(begin)

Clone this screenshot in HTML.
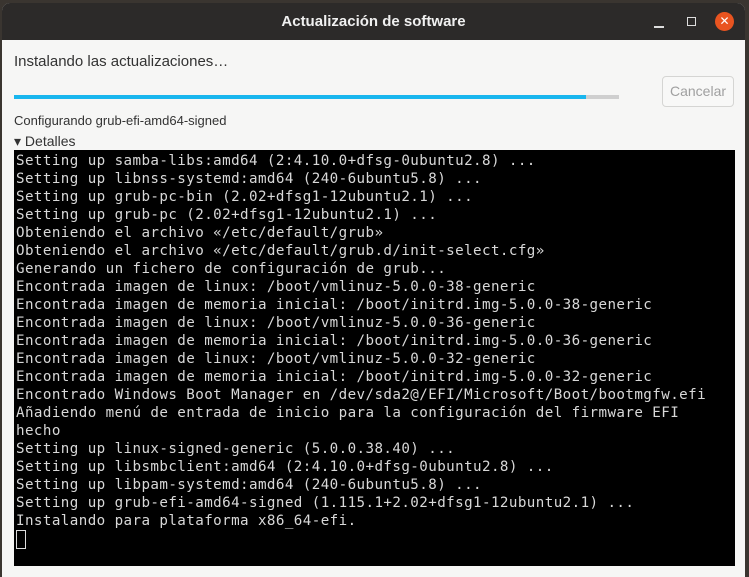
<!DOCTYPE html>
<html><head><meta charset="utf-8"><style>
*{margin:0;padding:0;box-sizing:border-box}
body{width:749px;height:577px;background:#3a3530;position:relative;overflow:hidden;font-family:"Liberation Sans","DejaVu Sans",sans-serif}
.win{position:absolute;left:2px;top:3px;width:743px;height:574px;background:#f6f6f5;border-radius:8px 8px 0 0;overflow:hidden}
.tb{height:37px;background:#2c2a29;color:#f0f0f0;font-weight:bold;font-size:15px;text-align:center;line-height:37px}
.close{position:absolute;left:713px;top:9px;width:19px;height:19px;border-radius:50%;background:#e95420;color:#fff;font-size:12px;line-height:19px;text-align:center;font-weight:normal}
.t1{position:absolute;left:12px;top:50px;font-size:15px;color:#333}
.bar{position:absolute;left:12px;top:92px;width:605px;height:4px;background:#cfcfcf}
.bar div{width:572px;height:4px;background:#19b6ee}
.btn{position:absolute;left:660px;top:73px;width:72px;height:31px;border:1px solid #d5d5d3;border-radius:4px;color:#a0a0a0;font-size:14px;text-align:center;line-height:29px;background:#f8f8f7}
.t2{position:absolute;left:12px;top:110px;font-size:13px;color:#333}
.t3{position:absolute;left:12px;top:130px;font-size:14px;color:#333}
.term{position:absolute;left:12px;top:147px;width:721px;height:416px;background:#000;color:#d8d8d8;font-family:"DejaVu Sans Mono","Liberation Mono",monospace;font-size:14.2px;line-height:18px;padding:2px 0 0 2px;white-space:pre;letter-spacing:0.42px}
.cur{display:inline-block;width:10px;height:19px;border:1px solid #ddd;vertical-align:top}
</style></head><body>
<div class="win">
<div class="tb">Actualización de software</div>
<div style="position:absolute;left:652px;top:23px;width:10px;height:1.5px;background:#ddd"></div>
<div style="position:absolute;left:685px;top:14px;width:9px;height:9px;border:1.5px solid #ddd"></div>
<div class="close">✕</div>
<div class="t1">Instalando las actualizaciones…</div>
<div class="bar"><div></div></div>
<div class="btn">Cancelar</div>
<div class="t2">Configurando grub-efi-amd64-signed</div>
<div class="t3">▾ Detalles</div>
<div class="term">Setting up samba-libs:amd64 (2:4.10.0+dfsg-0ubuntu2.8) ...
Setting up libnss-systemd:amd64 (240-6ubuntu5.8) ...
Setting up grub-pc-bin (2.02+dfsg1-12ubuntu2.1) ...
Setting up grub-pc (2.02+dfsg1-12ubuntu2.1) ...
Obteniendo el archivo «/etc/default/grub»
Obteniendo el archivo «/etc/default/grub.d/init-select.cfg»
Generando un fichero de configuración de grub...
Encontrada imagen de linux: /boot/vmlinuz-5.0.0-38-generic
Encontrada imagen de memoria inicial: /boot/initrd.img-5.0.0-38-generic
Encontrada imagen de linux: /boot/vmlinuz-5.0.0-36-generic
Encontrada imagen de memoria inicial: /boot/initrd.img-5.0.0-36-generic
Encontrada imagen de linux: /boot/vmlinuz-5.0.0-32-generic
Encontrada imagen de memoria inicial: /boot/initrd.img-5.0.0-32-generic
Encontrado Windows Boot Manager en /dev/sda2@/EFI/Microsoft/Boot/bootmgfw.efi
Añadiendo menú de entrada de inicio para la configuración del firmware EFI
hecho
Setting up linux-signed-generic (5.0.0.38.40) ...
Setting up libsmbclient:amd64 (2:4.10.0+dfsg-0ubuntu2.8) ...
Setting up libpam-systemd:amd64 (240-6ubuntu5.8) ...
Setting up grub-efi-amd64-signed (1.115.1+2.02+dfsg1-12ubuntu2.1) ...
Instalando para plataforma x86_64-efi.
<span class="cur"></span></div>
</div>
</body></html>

(end)

▶ _OBJECTIVE_
Transcribe the listing in full and omit the pictures.

▶ _PROBLEM SOLUTION_
Clone this screenshot in HTML.
<!DOCTYPE html>
<html><head><meta charset="utf-8"><style>
*{margin:0;padding:0;box-sizing:border-box}
body{width:749px;height:577px;background:#3a3530;position:relative;overflow:hidden;font-family:"Liberation Sans","DejaVu Sans",sans-serif}
.win{position:absolute;left:2px;top:3px;width:743px;height:574px;background:#f6f6f5;border-radius:8px 8px 0 0;overflow:hidden}
.tb{height:37px;background:#2c2a29;color:#f0f0f0;font-weight:bold;font-size:15px;text-align:center;line-height:37px}
.close{position:absolute;left:713px;top:9px;width:19px;height:19px;border-radius:50%;background:#e95420;color:#fff;font-size:12px;line-height:19px;text-align:center;font-weight:normal}
.t1{position:absolute;left:12px;top:50px;font-size:15px;color:#333}
.bar{position:absolute;left:12px;top:92px;width:605px;height:4px;background:#cfcfcf}
.bar div{width:572px;height:4px;background:#19b6ee}
.btn{position:absolute;left:660px;top:73px;width:72px;height:31px;border:1px solid #d5d5d3;border-radius:4px;color:#a0a0a0;font-size:14px;text-align:center;line-height:29px;background:#f8f8f7}
.t2{position:absolute;left:12px;top:110px;font-size:13px;color:#333}
.t3{position:absolute;left:12px;top:130px;font-size:14px;color:#333}
.term{position:absolute;left:12px;top:147px;width:721px;height:416px;background:#000;color:#d8d8d8;font-family:"DejaVu Sans Mono","Liberation Mono",monospace;font-size:14.2px;line-height:18px;padding:2px 0 0 2px;white-space:pre;letter-spacing:0.42px}
.cur{display:inline-block;width:10px;height:19px;border:1px solid #ddd;vertical-align:top}
</style></head><body>
<div class="win">
<div class="tb">Actualización de software</div>
<div style="position:absolute;left:652px;top:23px;width:10px;height:1.5px;background:#ddd"></div>
<div style="position:absolute;left:685px;top:14px;width:9px;height:9px;border:1.5px solid #ddd"></div>
<div class="close">✕</div>
<div class="t1">Instalando las actualizaciones…</div>
<div class="bar"><div></div></div>
<div class="btn">Cancelar</div>
<div class="t2">Configurando grub-efi-amd64-signed</div>
<div class="t3">▾ Detalles</div>
<div class="term">Setting up samba-libs:amd64 (2:4.10.0+dfsg-0ubuntu2.8) ...
Setting up libnss-systemd:amd64 (240-6ubuntu5.8) ...
Setting up grub-pc-bin (2.02+dfsg1-12ubuntu2.1) ...
Setting up grub-pc (2.02+dfsg1-12ubuntu2.1) ...
Obteniendo el archivo «/etc/default/grub»
Obteniendo el archivo «/etc/default/grub.d/init-select.cfg»
Generando un fichero de configuración de grub...
Encontrada imagen de linux: /boot/vmlinuz-5.0.0-38-generic
Encontrada imagen de memoria inicial: /boot/initrd.img-5.0.0-38-generic
Encontrada imagen de linux: /boot/vmlinuz-5.0.0-36-generic
Encontrada imagen de memoria inicial: /boot/initrd.img-5.0.0-36-generic
Encontrada imagen de linux: /boot/vmlinuz-5.0.0-32-generic
Encontrada imagen de memoria inicial: /boot/initrd.img-5.0.0-32-generic
Encontrado Windows Boot Manager en /dev/sda2@/EFI/Microsoft/Boot/bootmgfw.efi
Añadiendo menú de entrada de inicio para la configuración del firmware EFI
hecho
Setting up linux-signed-generic (5.0.0.38.40) ...
Setting up libsmbclient:amd64 (2:4.10.0+dfsg-0ubuntu2.8) ...
Setting up libpam-systemd:amd64 (240-6ubuntu5.8) ...
Setting up grub-efi-amd64-signed (1.115.1+2.02+dfsg1-12ubuntu2.1) ...
Instalando para plataforma x86_64-efi.
<span class="cur"></span></div>
</div>
</body></html>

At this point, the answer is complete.